Unidentified female:    So the topic of this forum is feasible policy goals and we’ve been talking about some pretty big broad ideas for the last 30 minutes or so. I wanted to know from each of you in terms of feasibility if we could describe that as policy that’s potentially rolled down at the state level within the next two years what do you see as actual feasible policy goals that could be implemented out of state. Just as an example, something that I don’t think we talk about enough would be loosening regulations on mid-levels and perhaps seeing more of those flood the landscape market. So I wanted to know from each of you what you think something like that might look like.

Unidentified male:    In the issues of full disclosure, _____ [00:20:28] sent me some questions that would include things like what could be done legislatively and the answer is none. What can be done administratively? Was there a consensus about the fact that we’re not going to get anything done legislatively; so that’s why we didn’t talk about those things?

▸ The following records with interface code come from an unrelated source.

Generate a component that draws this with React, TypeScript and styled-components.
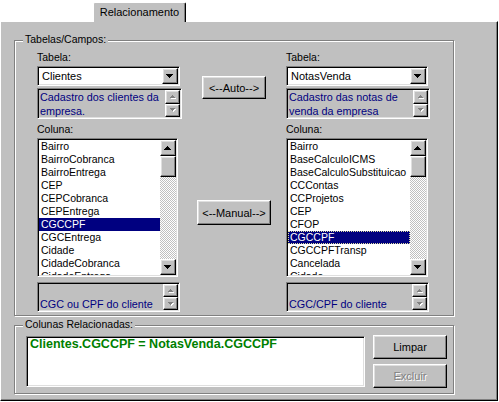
import { FC } from "react";
import styled, { createGlobalStyle, css } from "styled-components";

const GlobalStyle = createGlobalStyle`
  * { box-sizing: border-box; }
  body {
    margin: 0;
    background: #fff;
    font-family: "Liberation Sans", Arial, sans-serif;
    font-size: 10.5px;
    color: #000;
  }
`;

const raised = css`
  background: #c0c0c0;
  border: 1px solid;
  border-color: #fff #000 #000 #fff;
  box-shadow: inset -1px -1px 0 #808080, inset 1px 1px 0 #dfdfdf;
`;

const sunken = css`
  border: 1px solid;
  border-color: #808080 #fff #fff #808080;
  padding: 1px;
  box-shadow: inset 1px 1px 0 #000, inset -1px -1px 0 #dfdfdf;
`;

const Screen = styled.div`
  width: 498px;
`;

const TabRow = styled.div`
  height: 21px;
  padding-left: 93px;
  display: flex;
  align-items: flex-end;
`;

const Tab = styled.div`
  position: relative;
  z-index: 1;
  width: 93px;
  height: 20px;
  margin-bottom: -1px;
  padding-bottom: 2px;
  background: #c0c0c0;
  border: 1px solid #fff;
  border-bottom: none;
  border-right-color: #000;
  border-top-left-radius: 2px;
  border-top-right-radius: 2px;
  box-shadow: inset -1px 0 0 #808080;
  font-size: 11px;
  display: flex;
  align-items: center;
  justify-content: center;
`;

const Page = styled.div`
  height: 380px;
  background: #c0c0c0;
  border: 1px solid;
  border-color: #fff #000 #000 #fff;
  box-shadow: inset -1px -1px 0 #808080;
  padding: 18px 0 0 13px;
`;

const GroupBox = styled.div<{ $h: number; $gap?: number }>`
  position: relative;
  width: 440px;
  height: ${(p) => p.$h}px;
  margin-top: ${(p) => p.$gap ?? 0}px;
  border: 1px solid #808080;
  box-shadow: inset 1px 1px 0 #fff, 1px 1px 0 #fff;
`;

const Caption = styled.span`
  position: absolute;
  top: -8px;
  left: 8px;
  padding: 0 2px;
  background: #c0c0c0;
  line-height: 13px;
`;

const TablesGrid = styled.div`
  display: grid;
  grid-template-columns: 145px 104px 144px;
  padding: 10px 0 0 22px;
`;

const Column = styled.div`
  display: flex;
  flex-direction: column;
`;

const Label = styled.div<{ $gap?: number }>`
  height: 13px;
  line-height: 13px;
  margin-top: ${(p) => p.$gap ?? 0}px;
  margin-bottom: 2px;
`;

const Combo = styled.div<{ $w: number }>`
  ${sunken};
  width: ${(p) => p.$w}px;
  height: 20px;
  background: #fff;
  display: flex;
`;

const ComboText = styled.div`
  flex: 1;
  padding-left: 3px;
  line-height: 16px;
  font-size: 11px;
`;

const DropButton = styled.div`
  ${raised};
  width: 16px;
  height: 16px;
  display: flex;
  align-items: center;
  justify-content: center;
`;

const Memo = styled.div<{ $w: number; $h: number; $gap: number }>`
  ${sunken};
  width: ${(p) => p.$w}px;
  height: ${(p) => p.$h}px;
  margin-top: ${(p) => p.$gap}px;
  background: #c0c0c0;
  display: flex;
`;

const MemoText = styled.div<{ $pad: number }>`
  flex: 1;
  color: #000080;
  padding: ${(p) => p.$pad}px 1px 0 1px;
  line-height: 13.5px;
  font-size: 10.8px;
  overflow: hidden;
`;

const MemoScroll = styled.div`
  width: 15px;
  display: flex;
  flex-direction: column;
`;

const MemoButton = styled.div`
  ${raised};
  flex: 1;
  display: flex;
  align-items: center;
  justify-content: center;
`;

const ListBox = styled.div<{ $w: number }>`
  ${sunken};
  width: ${(p) => p.$w}px;
  height: 139px;
  background: #fff;
  display: flex;
`;

const Items = styled.div`
  flex: 1;
  overflow: hidden;
`;

const Item = styled.div<{ $selected?: boolean; $focus?: boolean }>`
  height: 13px;
  line-height: 13px;
  padding-left: 2px;
  white-space: nowrap;
  background: ${(p) => (p.$selected ? "#000080" : "transparent")};
  color: ${(p) => (p.$selected ? "#fff" : "#000")};
  outline: ${(p) => (p.$focus ? "1px dotted #e0e0a0" : "none")};
  outline-offset: -1px;
`;

const ScrollBar = styled.div`
  width: 16px;
  display: flex;
  flex-direction: column;
`;

const ScrollButton = styled.div`
  ${raised};
  height: 16px;
  display: flex;
  align-items: center;
  justify-content: center;
`;

const Thumb = styled.div`
  ${raised};
  height: 21px;
`;

const Track = styled.div`
  flex: 1;
  background: repeating-conic-gradient(#c0c0c0 0 25%, #fff 0 50%) 0 0 / 2px 2px;
`;

const Middle = styled.div`
  display: flex;
  flex-direction: column;
  align-items: center;
`;

const Button = styled.button<{ $w: number; $h: number; $gap?: number }>`
  ${raised};
  width: ${(p) => p.$w}px;
  height: ${(p) => p.$h}px;
  margin-top: ${(p) => p.$gap ?? 0}px;
  padding: 0;
  font-family: inherit;
  font-size: 11px;
  color: #000;
  &:disabled {
    color: #808080;
    text-shadow: 1px 1px 0 #fff;
  }
`;

const RelatedRow = styled.div`
  display: flex;
  padding: 10px 0 0 11px;
`;

const RelatedMemo = styled.div`
  ${sunken};
  width: 339px;
  height: 51px;
  background: #fff;
  color: #008000;
  font-weight: bold;
  font-size: 12.5px;
  line-height: 13px;
  padding: 1px 3px;
`;

const ActionColumn = styled.div`
  display: flex;
  flex-direction: column;
  gap: 5px;
  margin: -1px 0 0 8px;
`;

const Arrow: FC<{ up?: boolean; disabled?: boolean; small?: boolean }> = ({ up, disabled, small }) => {
  const w = small ? 5 : 7;
  const h = small ? 3 : 4;
  const pts = up ? `0,${h} ${w},${h} ${w / 2},0` : `0,0 ${w},0 ${w / 2},${h}`;
  return (
    <svg width={w + 1} height={h + 1} shapeRendering="crispEdges">
      {disabled && <polygon points={pts} fill="#fff" transform="translate(1,1)" />}
      <polygon points={pts} fill={disabled ? "#808080" : "#000"} />
    </svg>
  );
};

const DescMemo: FC<{ w: number; h: number; gap: number; pad: number; lines: string[] }> = ({
  w,
  h,
  gap,
  pad,
  lines,
}) => (
  <Memo $w={w} $h={h} $gap={gap}>
    <MemoText $pad={pad}>
      {lines.map((l, i) => (
        <div key={i}>{l || "\u00a0"}</div>
      ))}
    </MemoText>
    <MemoScroll>
      <MemoButton>
        <Arrow up disabled small />
      </MemoButton>
      <MemoButton>
        <Arrow disabled small />
      </MemoButton>
    </MemoScroll>
  </Memo>
);

const FieldList: FC<{ w: number; items: string[]; selected: number; focus?: boolean }> = ({
  w,
  items,
  selected,
  focus,
}) => (
  <ListBox $w={w}>
    <Items>
      {items.map((it, i) => (
        <Item key={it} $selected={i === selected} $focus={focus && i === selected}>
          {it}
        </Item>
      ))}
    </Items>
    <ScrollBar>
      <ScrollButton>
        <Arrow up />
      </ScrollButton>
      <Thumb />
      <Track />
      <ScrollButton>
        <Arrow />
      </ScrollButton>
    </ScrollBar>
  </ListBox>
);

const leftFields = [
  "Bairro",
  "BairroCobranca",
  "BairroEntrega",
  "CEP",
  "CEPCobranca",
  "CEPEntrega",
  "CGCCPF",
  "CGCEntrega",
  "Cidade",
  "CidadeCobranca",
  "CidadeEntrega",
];

const rightFields = [
  "Bairro",
  "BaseCalculoICMS",
  "BaseCalculoSubstituicao",
  "CCContas",
  "CCProjetos",
  "CEP",
  "CFOP",
  "CGCCPF",
  "CGCCPFTransp",
  "Cancelada",
  "Cidade",
];

const App: FC = () => {
  return (
    <Screen>
      <GlobalStyle />
      <TabRow>
        <Tab>Relacionamento</Tab>
      </TabRow>
      <Page>
        <GroupBox $h={276}>
          <Caption>Tabelas/Campos:</Caption>
          <TablesGrid>
            <Column>
              <Label>Tabela:</Label>
              <Combo $w={143}>
                <ComboText>Clientes</ComboText>
                <DropButton>
                  <Arrow />
                </DropButton>
              </Combo>
              <DescMemo w={145} h={31} gap={2} pad={1} lines={["Cadastro dos clientes da", "empresa."]} />
              <Label $gap={4}>Coluna:</Label>
              <FieldList w={141} items={leftFields} selected={6} />
              <DescMemo w={143} h={30} gap={5} pad={0} lines={["", "CGC ou CPF do cliente"]} />
            </Column>
            <Middle>
              <Button $w={64} $h={23} $gap={25}>
                &lt;--Auto--&gt;
              </Button>
              <Button $w={74} $h={25} $gap={101}>
                &lt;--Manual--&gt;
              </Button>
            </Middle>
            <Column>
              <Label>Tabela:</Label>
              <Combo $w={142}>
                <ComboText>NotasVenda</ComboText>
                <DropButton>
                  <Arrow />
                </DropButton>
              </Combo>
              <DescMemo w={144} h={31} gap={2} pad={1} lines={["Cadastro das notas de", "venda da empresa"]} />
              <Label $gap={4}>Coluna:</Label>
              <FieldList w={142} items={rightFields} selected={7} focus />
              <DescMemo w={143} h={30} gap={5} pad={0} lines={["", "CGC/CPF do cliente"]} />
            </Column>
          </TablesGrid>
        </GroupBox>
        <GroupBox $h={69} $gap={9}>
          <Caption>Colunas Relacionadas:</Caption>
          <RelatedRow>
            <RelatedMemo>Clientes.CGCCPF = NotasVenda.CGCCPF</RelatedMemo>
            <ActionColumn>
              <Button $w={74} $h={24}>
                Limpar
              </Button>
              <Button $w={74} $h={24} disabled>
                Excluir
              </Button>
            </ActionColumn>
          </RelatedRow>
        </GroupBox>
      </Page>
    </Screen>
  );
};

export default App;
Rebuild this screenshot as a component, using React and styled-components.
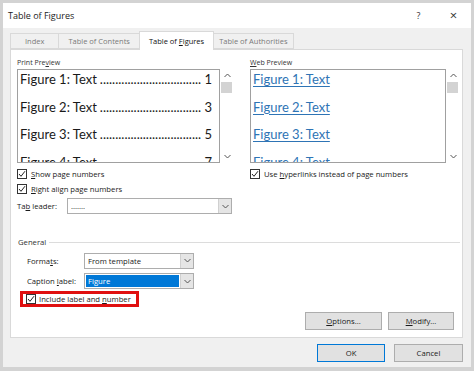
import React from 'react';
import styled, { createGlobalStyle } from 'styled-components';

const GlobalStyle = createGlobalStyle`
  html, body { margin: 0; padding: 0; background: #ffffff; }
  body { font-family: "Open Sans", "Noto Sans", sans-serif; }
  * { box-sizing: border-box; }
`;

const ui = `"Open Sans", "Noto Sans", sans-serif`;
const doc = `Lato, "Open Sans", sans-serif`;

const Frame = styled.div`
  width: 474px;
  height: 371px;
  border: 3px solid #d3d3d3;
  border-bottom-width: 4px;
  background: #f0f0f0;
  display: flex;
  flex-direction: column;
  font-family: ${ui};
  font-size: 7.7px;
  color: #1a1a1a;
`;

const TitleBar = styled.div`
  height: 25px;
  flex-shrink: 0;
  background: #ffffff;
  display: flex;
  align-items: center;
  padding: 0 0 1px 5px;
  font-size: 9px;
  color: #222;
`;

const Title = styled.span`
  flex: 1;
`;

const TitleButton = styled.span`
  width: 35px;
  text-align: center;
  font-size: ${p => (p.$big ? '13px' : '9px')};
  color: #333;
`;

const Body = styled.div`
  flex: 1;
  display: flex;
  flex-direction: column;
  padding: 3px 8px 0 7px;
`;

const TabStrip = styled.div`
  display: flex;
  align-items: flex-end;
  height: 18px;
  flex-shrink: 0;
  position: relative;
  z-index: 1;
`;

const Tab = styled.div`
  height: ${p => (p.$active ? '19px' : '16px')};
  margin-bottom: ${p => (p.$active ? '-1px' : '0')};
  padding: 0 ${p => p.$pad}px;
  display: flex;
  align-items: center;
  white-space: pre;
  background: ${p => (p.$active ? '#ffffff' : '#f0f0f0')};
  border: 1px solid #d9d9d9;
  border-bottom: ${p => (p.$active ? 'none' : '1px solid #d9d9d9')};
  margin-right: -1px;
  color: ${p => (p.$active ? '#111' : '#7a7a7a')};
  font-size: 7.5px;
`;

const Panel = styled.div`
  height: 289px;
  flex-shrink: 0;
  background: #ffffff;
  border: 1px solid #d9d9d9;
  padding: 6px 2px 0 6px;
  display: flex;
  flex-direction: column;
`;

const TopRow = styled.div`
  display: flex;
  gap: 16px;
`;

const Column = styled.div`
  width: ${p => p.$w}px;
  display: flex;
  flex-direction: column;
`;

const Label = styled.div`
  font-size: 7px;
  color: #333;
  height: 13px;
  line-height: 13px;
`;

const PreviewWrap = styled.div`
  display: flex;
  height: 94px;
  margin-bottom: 3px;
`;

const PreviewBox = styled.div`
  flex: 1;
  border: 1px solid #a0a0a0;
  overflow: hidden;
  padding: 0 7px 0 2px;
  font-family: ${doc};
  font-size: 13px;
`;

const Entry = styled.div`
  height: 27.5px;
  line-height: 18px;
  flex-shrink: 0;
  display: flex;
  white-space: nowrap;
  color: ${p => (p.$link ? '#2e74b5' : '#1a1a1a')};
  text-decoration: ${p => (p.$link ? 'underline' : 'none')};
  text-decoration-thickness: 1px;
  text-underline-offset: 2px;
`;

const Dots = styled.span`
  flex: 1;
  overflow: hidden;
  margin: 0 3px;
  &::before {
    content: '........................................................................';
  }
`;

const ScrollBar = styled.div`
  width: 14px;
  display: flex;
  flex-direction: column;
  align-items: center;
  justify-content: space-between;
  padding: 4px 0 4px;
  position: relative;
`;

const Thumb = styled.div`
  position: absolute;
  top: 13px;
  left: 1px;
  width: 11px;
  height: 11px;
  background: #d3d3d3;
`;

const CheckRow = styled.div`
  display: flex;
  align-items: center;
  gap: ${p => p.$gap || 4}px;
  height: ${p => p.$h || 15}px;
  font-size: 7.7px;
  color: #1a1a1a;
`;

const Box = styled.span`
  width: 10px;
  height: 10px;
  flex-shrink: 0;
  border: 1px solid #333;
  background: #fff;
  display: flex;
  align-items: center;
  justify-content: center;
`;

const FieldRow = styled.div`
  display: flex;
  align-items: center;
  height: ${p => p.$h || 20}px;
  padding-left: ${p => p.$indent || 0}px;
`;

const FieldLabel = styled.span`
  width: ${p => p.$w}px;
  font-size: 7.7px;
  color: #1a1a1a;
`;

const Select = styled.div`
  width: ${p => p.$w}px;
  height: 16px;
  border: 1px solid #adadad;
  background: #fff;
  display: flex;
  align-items: stretch;
  font-size: 7.7px;
`;

const SelectValue = styled.div`
  flex: 1;
  display: flex;
  align-items: center;
  padding: 1px;
`;

const Highlight = styled.span`
  flex: 1;
  height: 100%;
  display: flex;
  align-items: center;
  padding-left: 2px;
  background: ${p => (p.$on ? '#0078d7' : 'transparent')};
  color: ${p => (p.$on ? '#fff' : '#1a1a1a')};
`;

const SelectArrow = styled.div`
  width: 13px;
  background: #e5e5e5;
  border-left: 1px solid #d0d0d0;
  display: flex;
  align-items: center;
  justify-content: center;
`;

const GroupHead = styled.div`
  display: flex;
  align-items: center;
  gap: 3px;
  margin-top: 19px;
  height: 14px;
  padding-left: 1px;
  font-size: 7.7px;
  color: #333;
  &::after {
    content: '';
    flex: 1;
    height: 1px;
    background: #dcdcdc;
  }
`;

const RedBox = styled.div`
  align-self: flex-start;
  margin: 1px 0 0 3px;
  border: 3px solid #e01010;
  padding: 0 5px 0 3px;
`;

const ButtonRow = styled.div`
  display: flex;
  justify-content: flex-end;
  gap: ${p => p.$gap || 6}px;
  padding-right: ${p => p.$right || 0}px;
  margin-top: ${p => p.$top || 0}px;
`;

const Button = styled.div`
  width: ${p => p.$w || 72}px;
  height: 18px;
  border: 1px solid ${p => (p.$default ? '#0078d7' : '#adadad')};
  background: #e1e1e1;
  display: flex;
  align-items: center;
  justify-content: center;
  font-size: 7.7px;
  color: #1a1a1a;
  box-shadow: ${p => (p.$default ? 'inset 0 0 0 1px #e1e1e1' : 'none')};
`;

const U = styled.span`
  text-decoration: underline;
`;

const Chevron = ({ up }) => (
  <svg width="7" height="5" viewBox="0 0 7 5">
    <path d={up ? 'M0.5 4 L3.5 1 L6.5 4' : 'M0.5 1 L3.5 4 L6.5 1'} fill="none" stroke="#555" strokeWidth="1" />
  </svg>
);

const Check = () => (
  <svg width="8" height="8" viewBox="0 0 8 8">
    <path d="M1 4 L3 6.3 L7 1.2" fill="none" stroke="#222" strokeWidth="1" />
  </svg>
);

const Checkbox = ({ children, h, gap }) => (
  <CheckRow $h={h} $gap={gap}>
    <Box><Check /></Box>
    <span>{children}</span>
  </CheckRow>
);

const Scroll = () => (
  <ScrollBar>
    <Chevron up />
    <Thumb />
    <Chevron />
  </ScrollBar>
);

const figures = [
  ['Figure 1: Text', '1'],
  ['Figure 2: Text', '3'],
  ['Figure 3: Text', '5'],
  ['Figure 4: Text', '7'],
];

const Dropdown = ({ w, value, selected }) => (
  <Select $w={w}>
    <SelectValue>
      <Highlight $on={selected}>{value}</Highlight>
    </SelectValue>
    <SelectArrow><Chevron /></SelectArrow>
  </Select>
);

export default function App() {
  return (
    <>
      <GlobalStyle />
      <Frame>
        <TitleBar>
          <Title>Table of Figures</Title>
          <TitleButton>?</TitleButton>
          <TitleButton $big>×</TitleButton>
        </TitleBar>
        <Body>
          <TabStrip>
            <Tab $pad={14}><span>Index</span></Tab>
            <Tab $pad={9}><span>Table of Contents</span></Tab>
            <Tab $pad={9} $active><span>Table of <U>F</U>igures</span></Tab>
            <Tab $pad={5}><span>Table of Authorities</span></Tab>
          </TabStrip>
          <Panel>
            <TopRow>
              <Column $w={217}>
                <Label>Print Pre<U>v</U>iew</Label>
                <PreviewWrap>
                  <PreviewBox>
                    {figures.map(([t, n]) => (
                      <Entry key={t}>
                        <span>{t}</span>
                        <Dots />
                        <span>{n}</span>
                      </Entry>
                    ))}
                  </PreviewBox>
                  <Scroll />
                </PreviewWrap>
                <Checkbox h={15}><U>S</U>how page numbers</Checkbox>
                <Checkbox h={15}><U>R</U>ight align page numbers</Checkbox>
                <FieldRow $h={20}>
                  <FieldLabel $w={50}>Ta<U>b</U> leader:</FieldLabel>
                  <Dropdown w={165} value="......." />
                </FieldRow>
              </Column>
              <Column $w={211}>
                <Label><U>W</U>eb Preview</Label>
                <PreviewWrap>
                  <PreviewBox>
                    {figures.map(([t]) => (
                      <Entry key={t} $link>{t}</Entry>
                    ))}
                  </PreviewBox>
                  <Scroll />
                </PreviewWrap>
                <Checkbox h={15}>Use <U>h</U>yperlinks instead of page numbers</Checkbox>
              </Column>
            </TopRow>
            <GroupHead>General</GroupHead>
            <FieldRow $h={23} $indent={10}>
              <FieldLabel $w={57}>Forma<U>t</U>s:</FieldLabel>
              <Dropdown w={110} value="From template" />
            </FieldRow>
            <FieldRow $h={18} $indent={10}>
              <FieldLabel $w={57}>Caption <U>l</U>abel:</FieldLabel>
              <Dropdown w={110} value="Figure" selected />
            </FieldRow>
            <RedBox>
              <Checkbox h={10} gap={3}>Include label and <U>n</U>umber</Checkbox>
            </RedBox>
            <ButtonRow $gap={6} $right={6} $top={5}>
              <Button $w={77}><U>O</U>ptions...</Button>
              <Button $w={66}><U>M</U>odify...</Button>
            </ButtonRow>
          </Panel>
          <ButtonRow $gap={9} $right={-2} $top={6}>
            <Button $w={68} $default>OK</Button>
            <Button $w={69}>Cancel</Button>
          </ButtonRow>
        </Body>
      </Frame>
    </>
  );
}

Unidentified male:    But I think that you’re right, over the next couple years the – if anything is going to get done the action is going to be at the state level.

Unidentified male:    I agree.

Unidentified male:    There you know, that’s why I like to talk about the state models. Because Arkansas is a red state. And you can see – and I think Tennessee did something similar. You could see other states doing the kind of bundle payment model that Arkansas did. You could see states doing things like transparency, you could see them doing things on scope of practice. And that will be driven probably by state budgetary pressures more than anything else. So I think that there’s some possibility there.

Unidentified male:    I just want to concur. I think I’ve talked for a while that the next big round of healthcare reform is at the state level and it is the scope of practice, the competitive landscape and some of these state initiatives on the state health programs. 

Unidentified female:    That would be a good place to stop because it’s a good topic for next time.

Mary Ella Payne:    It’s nice to end on an agreement between both of our panelists. We thank them and Julie. And again I just want to briefly ask everyone to fill out the evaluation forms and I just want to emphasize again, the Alliance for Health Policy, our job is really to convene and educate, inform and continue the conversation. So I think we learned a lot today with a variety of different viewpoints, so thanks again for everyone for coming today. We have more summits and briefings scheduled, so just keep on our website and take a look at what’s in your packet. Thanks again.